Still points in a burning world.
Thank you all for being here supporting my art, and my writing. You have no idea how much it means to me to have someone on the other end of this keyboard reading, appreciating, & maybe laughing.
It’s been a week. Well, two. Well, maybe three – Red Flag wind warnings have started up again, and there is a new fire reported as I’m writing this, in Castaic Lake (now named the Hughes Fire.). This fire season is feckkking relentless. My family and house have not suffered any damage so far, other than the same emotional trauma all of LA is suffering right now. But to that my mom, a lapsed methodist who channels the ghost of a Jewish grandma, would say, “Kinehora! Don’t let the evil fairies hear you!”
The Palisades Fire, the one closest to us, started the morning of January 7, 2025. My daughter left the house to get groceries, but called from the car to tell me there was a small plume of smoke rising above what looked like Woodland Hills, maybe Topanga and to check my apps to see what it was. This plume, by the end of the day, covered a vast portion of the southern horizon, and was joined by plumes to the East and North.
This almost unremarkable little plume reminded me of the start of the Woolsey Fire which we saw the beginnings of from our porch, too. The Santa Ana winds were blowing from the North, and we saw a tiny glow with a little smoke at the top of Woolsey Canyon, near Santa Susana Field Lab, and watched as it became a fire storm. In that one, again we were spared. Kinehora.
Another, the Sesnon fire, started a little North of us. A neighbor called and said “there’s a small fire up by the 118, keep an eye on it.” Within an hour it was burning through our canyon, and into the next canyon where it destroyed several houses.

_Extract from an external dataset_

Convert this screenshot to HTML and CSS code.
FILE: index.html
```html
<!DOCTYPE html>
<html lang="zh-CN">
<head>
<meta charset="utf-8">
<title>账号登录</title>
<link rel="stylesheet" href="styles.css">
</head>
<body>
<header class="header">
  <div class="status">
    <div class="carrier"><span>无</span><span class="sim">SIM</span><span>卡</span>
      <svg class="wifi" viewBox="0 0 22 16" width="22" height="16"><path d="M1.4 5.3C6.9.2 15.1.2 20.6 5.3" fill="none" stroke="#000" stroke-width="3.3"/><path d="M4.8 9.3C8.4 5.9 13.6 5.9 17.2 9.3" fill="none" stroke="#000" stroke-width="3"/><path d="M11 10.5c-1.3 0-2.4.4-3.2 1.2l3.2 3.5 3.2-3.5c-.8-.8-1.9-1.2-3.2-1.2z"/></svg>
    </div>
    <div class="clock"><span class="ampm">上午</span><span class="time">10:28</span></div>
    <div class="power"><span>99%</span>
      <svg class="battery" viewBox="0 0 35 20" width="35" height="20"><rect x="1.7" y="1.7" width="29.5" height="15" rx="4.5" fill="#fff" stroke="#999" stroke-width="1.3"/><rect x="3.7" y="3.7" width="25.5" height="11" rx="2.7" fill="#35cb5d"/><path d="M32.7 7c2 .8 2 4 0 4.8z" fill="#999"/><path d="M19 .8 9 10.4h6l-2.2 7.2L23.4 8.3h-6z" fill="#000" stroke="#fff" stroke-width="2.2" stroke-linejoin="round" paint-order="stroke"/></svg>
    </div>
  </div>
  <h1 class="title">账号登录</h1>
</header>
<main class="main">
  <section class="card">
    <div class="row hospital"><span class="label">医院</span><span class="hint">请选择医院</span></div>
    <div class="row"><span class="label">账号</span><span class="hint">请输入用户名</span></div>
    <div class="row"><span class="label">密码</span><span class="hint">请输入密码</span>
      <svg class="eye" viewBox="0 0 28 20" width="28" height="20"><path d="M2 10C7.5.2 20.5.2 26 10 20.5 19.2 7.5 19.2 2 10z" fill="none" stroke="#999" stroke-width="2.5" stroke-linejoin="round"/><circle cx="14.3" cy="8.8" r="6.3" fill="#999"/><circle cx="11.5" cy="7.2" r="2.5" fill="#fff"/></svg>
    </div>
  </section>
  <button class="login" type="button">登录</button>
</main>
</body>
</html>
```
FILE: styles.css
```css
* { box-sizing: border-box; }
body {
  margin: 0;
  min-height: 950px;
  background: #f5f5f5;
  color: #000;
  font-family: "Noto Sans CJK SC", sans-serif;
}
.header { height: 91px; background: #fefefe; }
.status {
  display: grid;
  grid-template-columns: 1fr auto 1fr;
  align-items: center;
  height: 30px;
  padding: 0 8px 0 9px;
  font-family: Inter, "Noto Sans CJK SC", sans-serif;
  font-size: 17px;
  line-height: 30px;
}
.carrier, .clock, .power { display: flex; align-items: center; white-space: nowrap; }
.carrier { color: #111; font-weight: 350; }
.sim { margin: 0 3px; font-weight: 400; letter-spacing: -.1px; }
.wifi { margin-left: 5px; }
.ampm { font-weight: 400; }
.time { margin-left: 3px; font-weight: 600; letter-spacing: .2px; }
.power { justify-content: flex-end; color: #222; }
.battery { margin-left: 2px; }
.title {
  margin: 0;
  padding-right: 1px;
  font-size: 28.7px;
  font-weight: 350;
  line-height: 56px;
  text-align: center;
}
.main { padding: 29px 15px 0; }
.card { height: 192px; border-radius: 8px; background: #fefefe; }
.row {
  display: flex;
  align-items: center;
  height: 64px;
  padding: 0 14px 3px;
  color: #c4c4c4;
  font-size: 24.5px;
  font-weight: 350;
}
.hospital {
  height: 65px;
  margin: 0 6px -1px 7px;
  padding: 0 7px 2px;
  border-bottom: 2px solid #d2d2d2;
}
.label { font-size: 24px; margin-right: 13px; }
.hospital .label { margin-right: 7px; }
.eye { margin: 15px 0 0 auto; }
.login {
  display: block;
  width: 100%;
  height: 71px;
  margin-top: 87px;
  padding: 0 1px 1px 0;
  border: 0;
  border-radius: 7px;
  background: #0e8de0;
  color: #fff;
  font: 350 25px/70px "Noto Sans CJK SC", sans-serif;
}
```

Then the wind shifted, bringing the fire roaring back to us. The hills in the West San Fernando Valley are full of native Laurel Sumac trees, very drought resistant but filled with a resin that burns like kerosene. The fire leapt from sumac to sumac creating 40-foot spires of flames. A flock of about 20 hummingbirds flew ahead of the fire past our house, then firefighters arrived telling us to get out.
My husband stayed, trying to get the sprinklers on, the things you do when you don’t know what to do but need to do something. I started to lose it a bit, seeing the sky-high flames leaning towards him, and asked a standing-by firefighter, in a very freaked-out voice apparently, if I should go get him, as he couldn’t hear me yelling. I think I was also waving my hands quite a lot, I was in a bit of a state. The fireman said so calmly you’d think we were in a café ordering tea and I was making a scene, “What is wrong with you? Why are you panicking? It’s fine. Sure, go get him,” then added, “but be quick.”

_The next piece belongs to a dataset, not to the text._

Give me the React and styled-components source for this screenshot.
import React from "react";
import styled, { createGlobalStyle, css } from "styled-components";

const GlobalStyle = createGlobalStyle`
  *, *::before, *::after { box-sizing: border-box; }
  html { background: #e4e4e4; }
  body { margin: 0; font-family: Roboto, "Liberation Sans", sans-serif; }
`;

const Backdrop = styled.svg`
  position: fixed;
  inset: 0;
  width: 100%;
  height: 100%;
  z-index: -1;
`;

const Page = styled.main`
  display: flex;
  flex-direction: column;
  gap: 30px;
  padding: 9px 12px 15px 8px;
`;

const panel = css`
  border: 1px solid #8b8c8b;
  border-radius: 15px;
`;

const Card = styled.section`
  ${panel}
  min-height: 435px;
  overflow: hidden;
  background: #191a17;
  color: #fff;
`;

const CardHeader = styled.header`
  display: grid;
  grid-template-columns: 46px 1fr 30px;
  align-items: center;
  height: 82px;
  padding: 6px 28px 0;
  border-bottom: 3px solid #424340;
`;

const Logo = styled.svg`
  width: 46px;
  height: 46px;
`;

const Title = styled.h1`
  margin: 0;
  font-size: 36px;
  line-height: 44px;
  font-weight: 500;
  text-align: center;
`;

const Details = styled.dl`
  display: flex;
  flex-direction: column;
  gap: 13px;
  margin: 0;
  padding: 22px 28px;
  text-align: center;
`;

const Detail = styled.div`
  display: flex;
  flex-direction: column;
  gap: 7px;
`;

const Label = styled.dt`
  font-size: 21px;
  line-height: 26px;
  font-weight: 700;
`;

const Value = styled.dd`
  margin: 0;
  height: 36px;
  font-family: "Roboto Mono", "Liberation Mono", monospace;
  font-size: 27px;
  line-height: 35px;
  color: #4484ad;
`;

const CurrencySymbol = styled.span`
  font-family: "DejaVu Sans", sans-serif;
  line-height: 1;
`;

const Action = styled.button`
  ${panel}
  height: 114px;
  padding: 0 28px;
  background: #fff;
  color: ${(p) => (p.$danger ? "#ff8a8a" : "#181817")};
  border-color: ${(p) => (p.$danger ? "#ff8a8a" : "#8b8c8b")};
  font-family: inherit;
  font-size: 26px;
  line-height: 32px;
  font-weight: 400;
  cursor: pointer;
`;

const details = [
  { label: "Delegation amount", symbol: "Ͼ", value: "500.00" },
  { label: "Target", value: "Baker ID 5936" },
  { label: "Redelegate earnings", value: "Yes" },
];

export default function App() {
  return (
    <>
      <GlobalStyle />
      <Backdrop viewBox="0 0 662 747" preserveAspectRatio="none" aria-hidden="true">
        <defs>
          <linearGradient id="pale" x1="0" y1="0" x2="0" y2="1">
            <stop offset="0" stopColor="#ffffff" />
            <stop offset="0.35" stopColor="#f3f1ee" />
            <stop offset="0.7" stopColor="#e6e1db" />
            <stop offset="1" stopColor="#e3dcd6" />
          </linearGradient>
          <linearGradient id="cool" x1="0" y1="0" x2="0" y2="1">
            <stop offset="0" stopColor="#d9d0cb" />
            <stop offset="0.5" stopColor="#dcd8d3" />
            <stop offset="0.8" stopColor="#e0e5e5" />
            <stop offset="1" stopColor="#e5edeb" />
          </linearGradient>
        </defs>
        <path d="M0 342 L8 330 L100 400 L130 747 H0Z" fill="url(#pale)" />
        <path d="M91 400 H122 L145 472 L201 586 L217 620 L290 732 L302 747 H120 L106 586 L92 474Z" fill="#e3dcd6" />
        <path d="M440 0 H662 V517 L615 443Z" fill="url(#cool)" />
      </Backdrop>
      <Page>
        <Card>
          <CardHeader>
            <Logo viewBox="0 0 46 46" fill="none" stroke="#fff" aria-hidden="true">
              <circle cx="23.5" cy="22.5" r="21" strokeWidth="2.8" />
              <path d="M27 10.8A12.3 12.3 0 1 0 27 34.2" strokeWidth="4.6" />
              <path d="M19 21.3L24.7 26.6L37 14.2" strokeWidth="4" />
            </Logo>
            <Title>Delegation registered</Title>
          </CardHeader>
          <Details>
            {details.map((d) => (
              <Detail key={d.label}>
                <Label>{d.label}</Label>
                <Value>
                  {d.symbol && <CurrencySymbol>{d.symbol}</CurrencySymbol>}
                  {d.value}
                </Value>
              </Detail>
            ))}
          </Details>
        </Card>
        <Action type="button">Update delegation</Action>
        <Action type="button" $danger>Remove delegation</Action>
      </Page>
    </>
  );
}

Just as the wall of flame got to about 150 feet from our house, a helicopter dropped water on the leading edge, putting the fire out, and the ground crew moved in to put out the embers.
For me, this was a terrifying episode of random elemental chaos with no understandable order. The fire fighters just seemed to be standing around watching it all burn. But, what I didnt realize at the time was they were waiting for most of the fuel to burn out. To them, this was a mathematical and predictable situation with a known outcome. Unfortunately, the Eaton Fire and Palisades fires grew so big, so fast they exceeded even the fire professionals’ icy-calm ability to contain them. Which is why I know, when they say, “Get out now!” they mean it.
Living in a fire zone has had its, perhaps inevitable, influences on my artworks.
Here are a few:









To try to help victims of these fires, I have started a backwards art fundraiser. How is it backwards? Well, most art fundraisers ask you to buy art and then a portion of the proceeds will get donated to the fundraiser. In this one, you 1) donate to a vetted LA Fire Relief Organization (here are some) 2) show me your donation receipt 3) pick out any artwork of equal value on my ETSY shop [dont click the purchase button, the transaction will happen outside of the ETSY portal] 4) I take it out of inventory and 5) I send it to you (you pay usps ground shipping) or come to my (NEW STUDIO!) and pick it up. Plus, 👉 you get the tax deduction.
Link to relief orgs on my Campsite Bio: https://campsite.bio/sarahstoneart
Link to my ETSY Isle of Strays shop: https://www.etsy.com/shop/sarahstone



At about this point I’d be telling you what I’m reading, watching and listening to, but right now the wind is blowing hard so I’m going to tidy up and get ready for the likely possibility that our power (and wifi) may go out again in a little while.
👉 I’ll catch you up next time.
Donate, if you can, to a Fire Relief effort, and above all, take care of yourselves, your pets, your loved ones, and if the fire dudes say “Get Out!” don’t second guess them!